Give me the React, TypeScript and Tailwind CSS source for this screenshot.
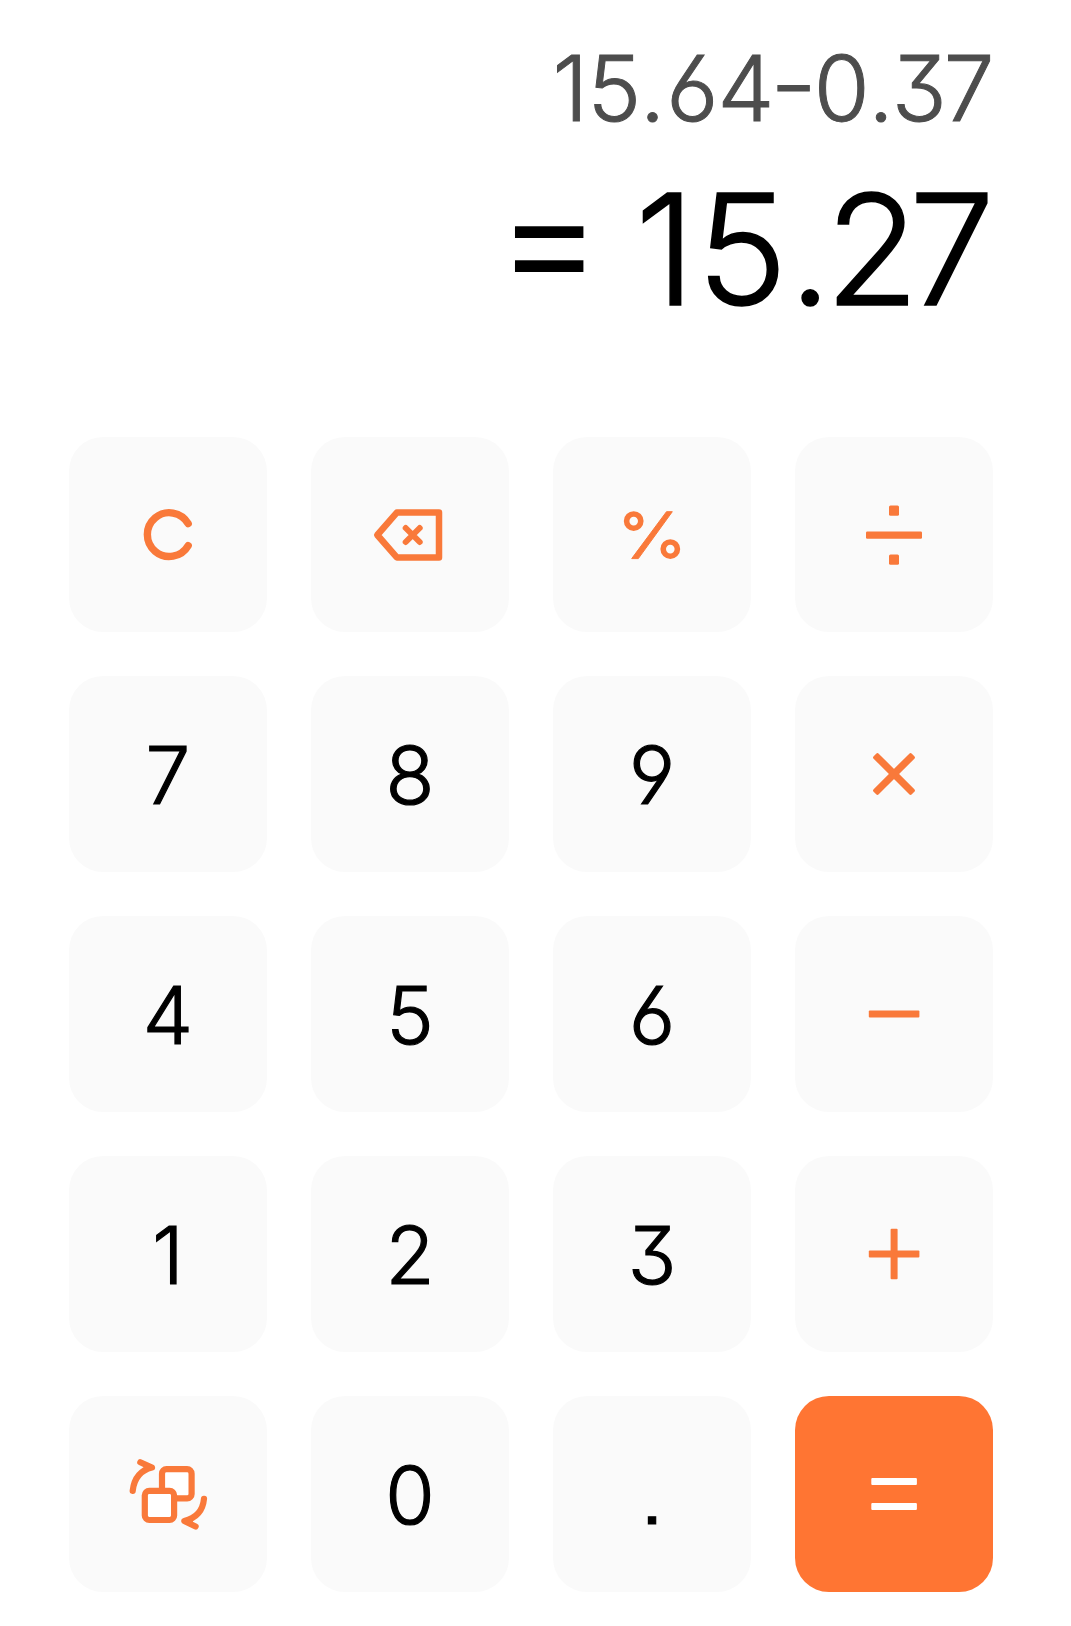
import type { ReactNode } from "react";
import clsx from "clsx";

const Icon = ({ children }: { children: ReactNode }) => (
  <svg viewBox="0 0 198 196" className="h-[196px] w-[198px] shrink-0" fill="none" stroke="none">
    {children}
  </svg>
);

const ClearIcon = () => (
  <Icon>
    <path d="M119.2 86.6A21.9 21.9 0 1 0 119.2 108.6" stroke="currentColor" strokeWidth="7.4" strokeLinecap="round" />
  </Icon>
);

const BackspaceIcon = () => (
  <Icon>
    <g stroke="currentColor" strokeLinecap="round" strokeLinejoin="round">
      <path d="M128 75.6H85.8L66.3 98L85.8 120.4H128Z" strokeWidth="6.5" />
      <path d="M94.7 91L108.7 105M108.7 91L94.7 105" strokeWidth="6" />
    </g>
  </Icon>
);

const PercentIcon = () => (
  <Icon>
    <circle cx="80.7" cy="84.1" r="7.1" stroke="currentColor" strokeWidth="5.6" />
    <circle cx="117.3" cy="112.1" r="7.1" stroke="currentColor" strokeWidth="5.6" />
    <path
      d="M113.5 74.7H119.3L85.3 121.6H78.7Z"
      fill="currentColor"
      stroke="currentColor"
      strokeWidth="1"
      strokeLinejoin="round"
    />
  </Icon>
);

const DivideIcon = () => (
  <Icon>
    <g fill="currentColor">
      <rect x="94" y="68.5" width="10" height="10.2" rx="1.5" />
      <rect x="71" y="94.5" width="56" height="7.3" rx="1.2" />
      <rect x="94" y="117.5" width="10" height="10.2" rx="1.5" />
    </g>
  </Icon>
);

const TimesIcon = () => (
  <Icon>
    <g fill="currentColor" transform="rotate(45 99 98)">
      <rect x="72" y="94.4" width="54" height="7.2" rx="1.8" />
      <rect x="95.4" y="71" width="7.2" height="54" rx="1.8" />
    </g>
  </Icon>
);

const MinusIcon = () => (
  <Icon>
    <rect x="73.8" y="94.4" width="50.6" height="7" rx="1" fill="currentColor" />
  </Icon>
);

const PlusIcon = () => (
  <Icon>
    <g fill="currentColor">
      <rect x="73.8" y="94.5" width="50.6" height="7" rx="1" />
      <rect x="95.6" y="72.7" width="7" height="50.6" rx="1" />
    </g>
  </Icon>
);

const EqualsIcon = () => (
  <Icon>
    <g fill="currentColor">
      <rect x="76.3" y="82" width="45.6" height="7" rx="1" />
      <rect x="76.3" y="107" width="45.6" height="7" rx="1" />
    </g>
  </Icon>
);

const SwitchIcon = () => (
  <Icon>
    <g stroke="currentColor" strokeWidth="6.2" strokeLinecap="round" strokeLinejoin="round">
      <rect x="93" y="73.2" width="29.6" height="29.2" rx="4.5" fill="white" />
      <rect x="75.8" y="94.8" width="29.3" height="29.2" rx="4.5" fill="white" />
      <path d="M63.7 94.8C65 83.5 71 74.5 83 71.6L71.3 66.2" />
      <path d="M135 102.8C134 113.5 128 122 115.3 125L126.6 130.5" />
      {/* solid heads */}
      <path d="M83 71.6L76 69L77 73.5Z" fill="currentColor" strokeWidth="4" />
      <path d="M115.3 125L122.3 127.6L121.3 123.1Z" fill="currentColor" strokeWidth="4" />
    </g>
  </Icon>
);

type Key = { label: string; icon?: ReactNode; primary?: boolean };

const keys: Key[] = [
  { label: "Clear", icon: <ClearIcon /> },
  { label: "Backspace", icon: <BackspaceIcon /> },
  { label: "Percent", icon: <PercentIcon /> },
  { label: "Divide", icon: <DivideIcon /> },
  { label: "7" },
  { label: "8" },
  { label: "9" },
  { label: "Times", icon: <TimesIcon /> },
  { label: "4" },
  { label: "5" },
  { label: "6" },
  { label: "Minus", icon: <MinusIcon /> },
  { label: "1" },
  { label: "2" },
  { label: "3" },
  { label: "Plus", icon: <PlusIcon /> },
  { label: "Switch", icon: <SwitchIcon /> },
  { label: "0" },
  { label: "." },
  { label: "Equals", icon: <EqualsIcon />, primary: true },
];

const App = () => {
  return (
    <main className="flex h-[1626px] w-[1071px] flex-col overflow-hidden bg-white font-['Inter',sans-serif] font-light">
      <div className="flex flex-col items-end whitespace-pre pt-[37.5px] [font-feature-settings:'cv03','cv04','cv09','case']">
        <div className="pr-[80.5px] text-[90.5px] leading-[100px] text-[#4d4d4d] [-webkit-text-stroke:1px_#4d4d4d]">
          <span className="tracking-[-0.5px]">1</span>
          <span className="tracking-[-1.5px]">5</span>
          <span className="tracking-[1px]">.</span>
          <span className="tracking-[-1px]">6</span>
          <span className="tracking-[-1.5px]">4</span>
          <span className="inline-block scale-x-[1.14] tracking-[0px]">-</span>
          <span className="tracking-[-1.5px]">0</span>
          <span className="tracking-[-2px]">.</span>
          <span className="tracking-[-3px]">3</span>
          <span className="tracking-[-4px]">7</span>
        </div>
        <div className="mt-[31.5px] pr-[82px] text-[153.5px] leading-[160px] text-black [-webkit-text-stroke:1.5px_black]">
          <span className="inline-block scale-[1.07] tracking-[-3.5px]">=</span>
          <span className="tracking-[-3.5px]"> </span>
          <span className="tracking-[1px]">1</span>
          <span className="tracking-[1px]">5</span>
          <span className="tracking-[-7px]">.</span>
          <span className="tracking-[-10px]">2</span>
          <span className="tracking-[-6px]">7</span>
        </div>
      </div>
      <div className="mt-[108px] grid grid-cols-[repeat(4,198px)] grid-rows-[195px_repeat(4,196px)] gap-[44px] pl-[69px]">
        {keys.map(({ label, icon, primary }) => (
          <button
            key={label}
            aria-label={label}
            className={clsx(
              "flex items-center justify-center rounded-[34px] text-[80px] leading-none [font-feature-settings:'cv03','cv04','cv09','ss07']",
              primary ? "bg-[#ff7533] text-white" : "bg-[#fafafa]",
              !primary && (icon ? "text-[#f9793a]" : "pt-[2px] text-black [-webkit-text-stroke:1.2px_black]")
            )}
          >
            {icon ?? label}
          </button>
        ))}
      </div>
    </main>
  );
};

export default App;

__Goal__: Repeat the data in full and exactly. Omit pictures.

__Answer below__:
Give me the React, TypeScript and Tailwind CSS source for this screenshot.
import type { ReactNode } from "react";
import clsx from "clsx";

const Icon = ({ children }: { children: ReactNode }) => (
  <svg viewBox="0 0 198 196" className="h-[196px] w-[198px] shrink-0" fill="none" stroke="none">
    {children}
  </svg>
);

const ClearIcon = () => (
  <Icon>
    <path d="M119.2 86.6A21.9 21.9 0 1 0 119.2 108.6" stroke="currentColor" strokeWidth="7.4" strokeLinecap="round" />
  </Icon>
);

const BackspaceIcon = () => (
  <Icon>
    <g stroke="currentColor" strokeLinecap="round" strokeLinejoin="round">
      <path d="M128 75.6H85.8L66.3 98L85.8 120.4H128Z" strokeWidth="6.5" />
      <path d="M94.7 91L108.7 105M108.7 91L94.7 105" strokeWidth="6" />
    </g>
  </Icon>
);

const PercentIcon = () => (
  <Icon>
    <circle cx="80.7" cy="84.1" r="7.1" stroke="currentColor" strokeWidth="5.6" />
    <circle cx="117.3" cy="112.1" r="7.1" stroke="currentColor" strokeWidth="5.6" />
    <path
      d="M113.5 74.7H119.3L85.3 121.6H78.7Z"
      fill="currentColor"
      stroke="currentColor"
      strokeWidth="1"
      strokeLinejoin="round"
    />
  </Icon>
);

const DivideIcon = () => (
  <Icon>
    <g fill="currentColor">
      <rect x="94" y="68.5" width="10" height="10.2" rx="1.5" />
      <rect x="71" y="94.5" width="56" height="7.3" rx="1.2" />
      <rect x="94" y="117.5" width="10" height="10.2" rx="1.5" />
    </g>
  </Icon>
);

const TimesIcon = () => (
  <Icon>
    <g fill="currentColor" transform="rotate(45 99 98)">
      <rect x="72" y="94.4" width="54" height="7.2" rx="1.8" />
      <rect x="95.4" y="71" width="7.2" height="54" rx="1.8" />
    </g>
  </Icon>
);

const MinusIcon = () => (
  <Icon>
    <rect x="73.8" y="94.4" width="50.6" height="7" rx="1" fill="currentColor" />
  </Icon>
);

const PlusIcon = () => (
  <Icon>
    <g fill="currentColor">
      <rect x="73.8" y="94.5" width="50.6" height="7" rx="1" />
      <rect x="95.6" y="72.7" width="7" height="50.6" rx="1" />
    </g>
  </Icon>
);

const EqualsIcon = () => (
  <Icon>
    <g fill="currentColor">
      <rect x="76.3" y="82" width="45.6" height="7" rx="1" />
      <rect x="76.3" y="107" width="45.6" height="7" rx="1" />
    </g>
  </Icon>
);

const SwitchIcon = () => (
  <Icon>
    <g stroke="currentColor" strokeWidth="6.2" strokeLinecap="round" strokeLinejoin="round">
      <rect x="93" y="73.2" width="29.6" height="29.2" rx="4.5" fill="white" />
      <rect x="75.8" y="94.8" width="29.3" height="29.2" rx="4.5" fill="white" />
      <path d="M63.7 94.8C65 83.5 71 74.5 83 71.6L71.3 66.2" />
      <path d="M135 102.8C134 113.5 128 122 115.3 125L126.6 130.5" />
      {/* solid heads */}
      <path d="M83 71.6L76 69L77 73.5Z" fill="currentColor" strokeWidth="4" />
      <path d="M115.3 125L122.3 127.6L121.3 123.1Z" fill="currentColor" strokeWidth="4" />
    </g>
  </Icon>
);

type Key = { label: string; icon?: ReactNode; primary?: boolean };

const keys: Key[] = [
  { label: "Clear", icon: <ClearIcon /> },
  { label: "Backspace", icon: <BackspaceIcon /> },
  { label: "Percent", icon: <PercentIcon /> },
  { label: "Divide", icon: <DivideIcon /> },
  { label: "7" },
  { label: "8" },
  { label: "9" },
  { label: "Times", icon: <TimesIcon /> },
  { label: "4" },
  { label: "5" },
  { label: "6" },
  { label: "Minus", icon: <MinusIcon /> },
  { label: "1" },
  { label: "2" },
  { label: "3" },
  { label: "Plus", icon: <PlusIcon /> },
  { label: "Switch", icon: <SwitchIcon /> },
  { label: "0" },
  { label: "." },
  { label: "Equals", icon: <EqualsIcon />, primary: true },
];

const App = () => {
  return (
    <main className="flex h-[1626px] w-[1071px] flex-col overflow-hidden bg-white font-['Inter',sans-serif] font-light">
      <div className="flex flex-col items-end whitespace-pre pt-[37.5px] [font-feature-settings:'cv03','cv04','cv09','case']">
        <div className="pr-[80.5px] text-[90.5px] leading-[100px] text-[#4d4d4d] [-webkit-text-stroke:1px_#4d4d4d]">
          <span className="tracking-[-0.5px]">1</span>
          <span className="tracking-[-1.5px]">5</span>
          <span className="tracking-[1px]">.</span>
          <span className="tracking-[-1px]">6</span>
          <span className="tracking-[-1.5px]">4</span>
          <span className="inline-block scale-x-[1.14] tracking-[0px]">-</span>
          <span className="tracking-[-1.5px]">0</span>
          <span className="tracking-[-2px]">.</span>
          <span className="tracking-[-3px]">3</span>
          <span className="tracking-[-4px]">7</span>
        </div>
        <div className="mt-[31.5px] pr-[82px] text-[153.5px] leading-[160px] text-black [-webkit-text-stroke:1.5px_black]">
          <span className="inline-block scale-[1.07] tracking-[-3.5px]">=</span>
          <span className="tracking-[-3.5px]"> </span>
          <span className="tracking-[1px]">1</span>
          <span className="tracking-[1px]">5</span>
          <span className="tracking-[-7px]">.</span>
          <span className="tracking-[-10px]">2</span>
          <span className="tracking-[-6px]">7</span>
        </div>
      </div>
      <div className="mt-[108px] grid grid-cols-[repeat(4,198px)] grid-rows-[195px_repeat(4,196px)] gap-[44px] pl-[69px]">
        {keys.map(({ label, icon, primary }) => (
          <button
            key={label}
            aria-label={label}
            className={clsx(
              "flex items-center justify-center rounded-[34px] text-[80px] leading-none [font-feature-settings:'cv03','cv04','cv09','ss07']",
              primary ? "bg-[#ff7533] text-white" : "bg-[#fafafa]",
              !primary && (icon ? "text-[#f9793a]" : "pt-[2px] text-black [-webkit-text-stroke:1.2px_black]")
            )}
          >
            {icon ?? label}
          </button>
        ))}
      </div>
    </main>
  );
};

export default App;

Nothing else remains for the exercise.